Dem ersatzgeschwächten HSV fehlt es an diesem Nachmittag weiter an der Substanz, um dieser Begegnung noch einmal eine Wende geben zu können. Es reicht zwar zum Anschlusstreffer durch das 100. Bundesligator von Uwe Seeler, der nach einer Flanke von Robert Pötzschke den Ball per Kopf zum 23. Mal in dieser Runde in den gegnerischen Maschen versenkt, doch viel mehr will den Gastgebern nach diesem 1:2 in der 56. Minute nicht gelingen.

Ribbeck kann es nach 67 Minuten sogar erlauben, mit Wilhelm Huberts seinen ältesten und neben Lindner und Jusufi erfahrensten Akteur vom Platz zu nehmen und durch den 21-jährigen Stürmer Walter Bechtold zu ersetzen, an den der HSV trotz seiner Jugend bereits unangenehme Erinnerung hat.

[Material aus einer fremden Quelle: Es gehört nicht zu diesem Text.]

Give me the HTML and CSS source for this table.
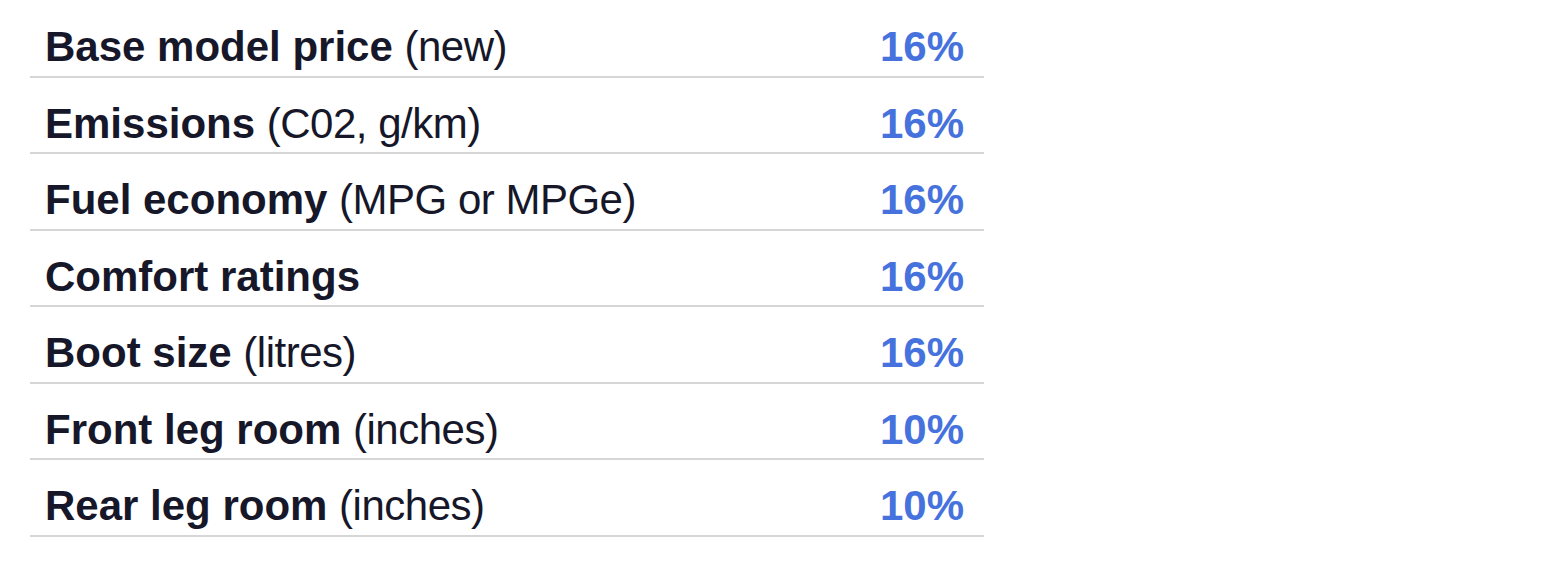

In der Hinrunde erzielte er den 2:2-Endstand, beim letzten Duell der beiden Mannschaften in Hamburg bereitete er den einzigen Treffer vor und beim 2:0-Sieg der Hessen hier vor zwei Jahren zeichnete er für beide Tore verantwortlich.

Heute jedoch trägt er sich nicht in die Schützenliste ein. Es ist bisher die Bühne von zwei anderen Spielern gewesen und das bleibt sie auch. Dabei profitiert Nickel in der 74. Minute von einem weiteren Fehler Dieckmanns, der sich bei einem Abstoß von Torhüter Kunter verschätzt und den aufspringenden Ball verpasst. Nickel zieht mit der Kugel los und lässt Özcan bei seinem Solo erneut keine Chance. Den Schlusspunkt setzt Nickel, den Gegenspieler Horst trotz engagierter Leistung nicht unter Kontrolle bekommt, dann in der vorletzten Minute gemeinsam mit Kalb. Mit einem Doppelpass lassen sie die Abwehr des HSV ein letztes Mal schlecht aussehen, bevor Kalb zum 1:4 trifft.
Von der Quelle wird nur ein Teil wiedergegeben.